Bon Appetite

We’re used to being a day late.  We’re usually much more than a dollar short.  But we still like our food and one of the best foodies hit her milestone yesterday, even if she wasn’t around to celebrate it. 

Julia turned 100.

For many, Julia Child never died.  Neither did Lucille Ball, John Wayne, Marilyn Monroe, or Dean Martin.  As long as television reruns and movies on demand, DVDs and U-Tube, video archives and PBS are around, so will be our favorite chefs, singers, actors, and whats have you.

How often have you held this conversation in your house when you heard of the death and/or the upcoming concert of a celebrity?  “I thought he was dead already.”  We aren’t sure if it’s a good thing or not.  We go on watching cooking shows every Saturday morning never even considering how old the show might be.  It doesn’t matter if it was taped in 1967, 1987, or 2007.  Cooking doesn’t change much.  With cooking shows because the hosts are usually wearing aprons, you don’t even have the cues of fashion to narrow things down to a decade.  (Now in the real, real old ones the hair can still give it away and that rarely leaves you muttering “they don’t make ‘em like that anymore.”)  (The hair, that is.)

But they still make a few like our girl Julia.  You can probably still catch the shows with Julia and Jacques Pepin (who is a very youthful and quite alive 76) and would wonder who will out-compliment the other.  Now there are two people on television who you wish could come out of that box and make us dinner.  But we think we’d like them to do it one at a time.  We can double our pleasure that way.  

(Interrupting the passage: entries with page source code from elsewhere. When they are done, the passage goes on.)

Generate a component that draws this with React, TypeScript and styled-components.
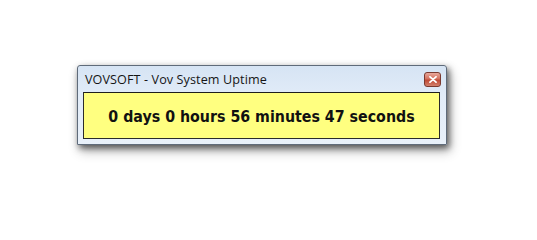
import React from "react";
import styled, { createGlobalStyle } from "styled-components";

const Global = createGlobalStyle`
  html, body { margin: 0; padding: 0; background: #ffffff; }
  body { width: 537px; height: 221px; overflow: hidden; }
`;

const Page = styled.div`
  padding: 65px 0 0 77px;
`;

const Window = styled.div`
  width: 370px;
  height: 80px;
  box-sizing: border-box;
  border: 1px solid #5f6b7a;
  border-radius: 3px 3px 0 0;
  background: linear-gradient(180deg, #d6e4f4 0%, #e2ecf8 40%, #e8f0f9 100%);
  box-shadow: 2px 3px 6px rgba(0, 0, 0, 0.55), 3px 6px 12px rgba(0, 0, 0, 0.3);
  display: flex;
  flex-direction: column;
  padding: 0 6px 5px 5px;
`;

const TitleBar = styled.div`
  height: 26px;
  display: flex;
  align-items: center;
  justify-content: space-between;
  padding-left: 2px;
`;

const Title = styled.span`
  font-family: "Open Sans", "Noto Sans", sans-serif;
  font-size: 12.6px;
  color: #151515;
  letter-spacing: 0.1px;
`;

const CloseButton = styled.div`
  width: 17px;
  height: 15px;
  box-sizing: border-box;
  border: 1px solid #7a3a30;
  border-radius: 3px;
  background: linear-gradient(180deg, #e9a99c 0%, #d4705e 45%, #c04a34 55%, #d2806c 100%);
  display: flex;
  align-items: center;
  justify-content: center;
  margin-right: -1px;
  margin-top: 1px;
`;

const Client = styled.div`
  flex: 1;
  box-sizing: border-box;
  border: 1px solid #2b2b2b;
  border-top-color: #1e1e1e;
  background: #ffff80;
  display: flex;
  align-items: center;
  justify-content: center;
`;

const Uptime = styled.span`
  font-family: "DejaVu Sans Condensed", "DejaVu Sans", sans-serif;
  font-weight: bold;
  font-size: 15.8px;
  color: #111111;
  margin-top: 1px;
`;

export default function App() {
  return (
    <>
      <Global />
      <Page>
        <Window>
          <TitleBar>
            <Title>VOVSOFT - Vov System Uptime</Title>
            <CloseButton>
              <svg width="8" height="7" viewBox="0 0 8 7">
                <path d="M1 0.8 L7 6.2 M7 0.8 L1 6.2" stroke="#ffffff" strokeWidth="1.8" strokeLinecap="round" />
              </svg>
            </CloseButton>
          </TitleBar>
          <Client>
            <Uptime>0 days 0 hours 56 minutes 47 seconds</Uptime>
          </Client>
        </Window>
      </Page>
    </>
  );
}
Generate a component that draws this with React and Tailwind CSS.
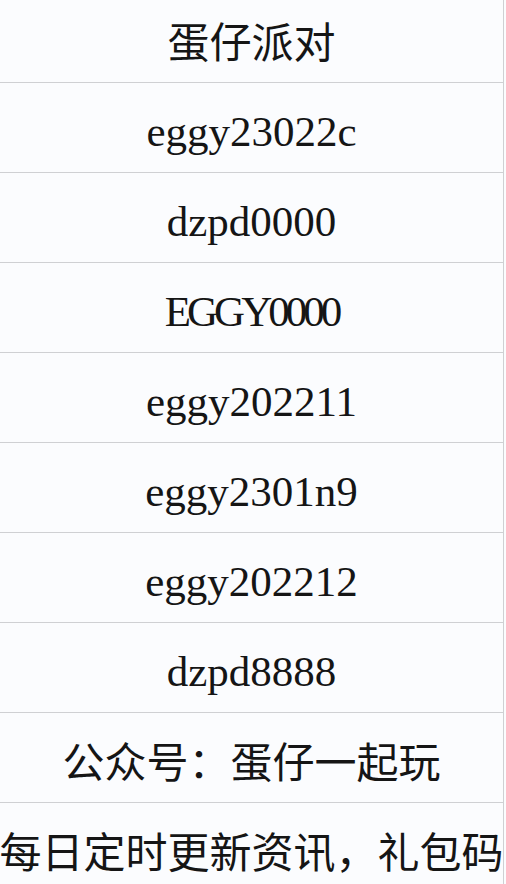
import React from 'react';

const rows = [
     { text: '蛋仔派对', cjk: true },
     { text: 'eggy23022c' },
     { text: 'dzpd0000' },
     { text: 'EGGY0000', tight: true },
     { text: 'eggy202211' },
     { text: 'eggy2301n9' },
     { text: 'eggy202212' },
     { text: 'dzpd8888' },
     { text: '公众号：蛋仔一起玩', cjk: true },
     { text: '每日定时更新资讯，礼包码', cjk: true },
];

export default function App() {
     return (
          <div className="w-[506px] h-[884px] overflow-hidden bg-[#fbfcfe]">
               <div className="w-[504px] border-r border-[#cfd0d3] -mt-[7px]">
                    {rows.map((row, i) => (
                         <div
                              key={i}
                              className="h-[90px] flex items-center justify-center border-b border-[#cfd0d3] whitespace-nowrap overflow-hidden text-[#151515]"
                         >
                              {row.cjk ? (
                                   <span className="pt-1 text-[42px] font-['Noto_Sans_CJK_SC',sans-serif]">
                                        {row.text}
                                   </span>
                              ) : (
                                   <span
                                        className={
                                             row.tight
                                                  ? "pt-[10px] text-[43px] tracking-[-4px] font-['Liberation_Serif',serif]"
                                                  : "pt-[10px] text-[43px] font-['Liberation_Serif',serif]"
                                        }
                                   >
                                        {row.text}
                                   </span>
                              )}
                         </div>
                    ))}
               </div>
          </div>
     );
}
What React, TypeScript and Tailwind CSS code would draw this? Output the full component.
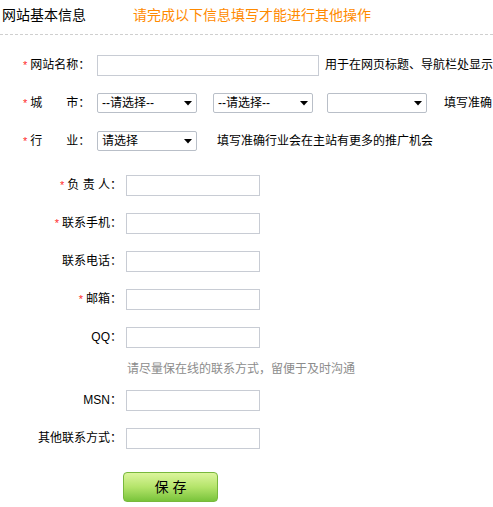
import React from 'react';

const font = { fontFamily: '"Liberation Sans", "Noto Sans CJK SC", sans-serif' };

function Star() {
  return <span className="text-[#ff2a2a] text-[11px] mr-[3px]">*</span>;
}

function FakeSelect({ text, className = '' }: { text?: string; className?: string }) {
  return (
    <div
      className={`flex h-[20px] w-[100px] shrink-0 items-center justify-between rounded-[2px] border border-[#b9bfc8] bg-white pl-[4px] pr-[4px] ${className}`}
    >
      <span className="leading-none whitespace-nowrap">{text ?? ''}</span>
      <svg width="8" height="5" viewBox="0 0 8 5">
        <path d="M0 0 H8 L4 4.5 Z" fill="#000" />
      </svg>
    </div>
  );
}

// rows of the contact block: label on the right edge, input after it
const contacts: { label: string; required?: boolean; hint?: string }[] = [
  { label: '负 责 人：', required: true },
  { label: '联系手机：', required: true },
  { label: '联系电话：' },
  { label: '邮箱：', required: true },
  { label: 'QQ：', hint: '请尽量保在线的联系方式，留便于及时沟通' },
  { label: 'MSN：' },
  { label: '其他联系方式：' },
];

export default function App() {
  return (
    <div className="h-[507px] w-[493px] overflow-hidden bg-white text-[12px] text-black" style={font}>
      {/* header */}
      <div className="flex h-[35px] items-start border-b border-dashed border-[#cfcfcf] pt-[6px] text-[14px] leading-[18px] whitespace-nowrap">
        <span className="ml-[2px] w-[131px]">网站基本信息</span>
        <span className="text-[#ff8a00]">请完成以下信息填写才能进行其他操作</span>
      </div>

      {/* basic site info */}
      <div className="mt-[11px]">
        <div className="flex h-[38px] items-center whitespace-nowrap">
          <div className="flex w-[97px] items-center pl-[23px]">
            <Star />
            <span>网站名称：</span>
          </div>
          <div className="h-[21px] w-[222px] shrink-0 border border-[#c8ccd4] bg-white" />
          <span className="ml-[6px]">用于在网页标题、导航栏处显示</span>
        </div>

        <div className="flex h-[38px] items-center whitespace-nowrap">
          <div className="flex w-[97px] items-center pl-[23px]">
            <Star />
            <span className="flex w-[60px] justify-between">
              <span>城</span>
              <span className="w-[24px]">市：</span>
            </span>
          </div>
          <FakeSelect text="--请选择--" />
          <FakeSelect text="--请选择--" className="ml-[16px]" />
          <FakeSelect className="ml-[14px]" />
          <span className="ml-[17px]">填写准确</span>
        </div>

        <div className="flex h-[38px] items-center whitespace-nowrap">
          <div className="flex w-[97px] items-center pl-[23px]">
            <Star />
            <span className="flex w-[60px] justify-between">
              <span>行</span>
              <span className="w-[24px]">业：</span>
            </span>
          </div>
          <FakeSelect text="请选择" />
          <span className="ml-[20px]">填写准确行业会在主站有更多的推广机会</span>
        </div>
      </div>

      {/* contact info */}
      <div className="mt-[6px]">
        {contacts.map((row) => (
          <React.Fragment key={row.label}>
            <div className="flex h-[38px] items-center whitespace-nowrap">
              <div className="flex w-[122px] items-center justify-end">
                {row.required && <Star />}
                <span className="whitespace-pre">{row.label}</span>
              </div>
              <div className="ml-[4px] h-[21px] w-[134px] shrink-0 border border-[#c8ccd4] bg-white" />
            </div>
            {row.hint && (
              <div className="flex h-[25px] items-center pl-[127px] text-[#8c8c8c] whitespace-nowrap">{row.hint}</div>
            )}
          </React.Fragment>
        ))}
      </div>

      <button
        type="button"
        className="mt-[15px] ml-[123px] flex h-[30px] w-[95px] items-center justify-center rounded-[4px] border border-[#78b83c] bg-gradient-to-b from-[#dcf59c] via-[#b4e46a] to-[#79c43a] text-[14px] text-black"
      >
        保 存
      </button>
    </div>
  );
}
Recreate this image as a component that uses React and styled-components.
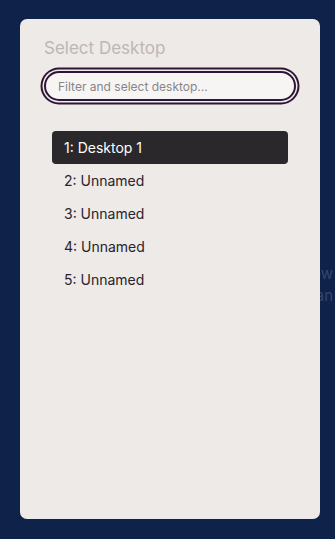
import React from "react";
import styled, { createGlobalStyle } from "styled-components";

const Global = createGlobalStyle`
  html, body { margin: 0; padding: 0; }
  body {
    width: 335px; height: 539px; overflow: hidden;
    background: #0f2249;
    font-family: Inter, "Noto Sans", sans-serif;
  }
`;

const Screen = styled.div`
  position: relative;
  width: 335px;
  height: 539px;
  background: #0f2249;
  overflow: hidden;
`;

const Backdrop = styled.div`
  display: flex;
  flex-direction: column;
  align-items: flex-end;
  gap: 6px;
  padding: 266px 2px 0 0;
  font-size: 15px;
  line-height: 16px;
  color: #34466f;
  white-space: nowrap;
`;

const Panel = styled.div`
  position: absolute;
  left: 20px;
  top: 19px;
  width: 300px;
  height: 500px;
  box-sizing: border-box;
  background: #eeeae7;
  border-radius: 7px;
  padding: 19px 24px 0 24px;
  display: flex;
  flex-direction: column;
`;

const Title = styled.div`
  font-size: 17px;
  line-height: 20px;
  color: #bcb7b5;
  font-weight: 400;
`;

const Search = styled.input`
  margin-top: 13px;
  height: 30px;
  width: 100%;
  box-sizing: border-box;
  border: 2px solid #2b1733;
  border-radius: 999px;
  box-shadow: 0 0 0 1.5px #f4e9f1, 0 0 0 3.5px #2b1733;
  background: #f7f5f3;
  padding: 0 12px;
  font-family: Inter, "Noto Sans", sans-serif;
  font-size: 12px;
  color: #2a2530;
  outline: none;
  &::placeholder { color: #8a8486; }
`;

const List = styled.div`
  margin-top: 30px;
  padding: 0 8px;
  display: flex;
  flex-direction: column;
`;

const Row = styled.div`
  height: 33px;
  display: flex;
  align-items: center;
  padding: 0 12px;
  border-radius: 4px;
  font-size: 14px;
  color: ${(p) => (p.$active ? "#ffffff" : "#28232d")};
  background: ${(p) => (p.$active ? "#2a282b" : "transparent")};
`;

const desktops = ["1: Desktop 1", "2: Unnamed", "3: Unnamed", "4: Unnamed", "5: Unnamed"];

export default function App() {
  return (
    <Screen>
      <Global />
      <Backdrop>
        <span>Desktop overview</span>
        <span>Switch desktop plan</span>
      </Backdrop>
      <Panel>
        <Title>Select Desktop</Title>
        <Search placeholder="Filter and select desktop..." />
        <List>
          {desktops.map((d, i) => (
            <Row key={d} $active={i === 0}>{d}</Row>
          ))}
        </List>
      </Panel>
    </Screen>
  );
}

John Folse (a veritable television child at 66) could make us dinner also.   His choice of protein might be a bit unusual.  Not often do you see a television chef make goose cacciatore or squirrel with pan gravy but he does and does it in a manner that leaves you wondering “I bet that’s even good with plain old chicken.” 

John’s twists on the prizes of Louisiana leave us thinking a bit of Justin Wilson but with a more understandable accent.  There wasn’t a crawfish that Justin Wilson didn’t like and even though we aren’t sure if we like them, how could you turn down dinner and a show when the show comes in the form of the stories that made Chef Wilson the “Louisiana Original.”  You’ll still see Justin on U-Tube and hear him on radio and he would be closing in on 99 if he was still around to close in on anything.

There are some younger television chefs – yep, even younger than 60! – who we wouldn’t mind if they pulled into our driveways, knocked on the front doors, and greeted us with “Dinner’s on me tonight.”  But we’ll wait a few years before we reveal them.  There’s not as much fun in it if you can’t ask, “isn’t he dead yet?”

Now, that’s what we think.  Really.  How ‘bout you?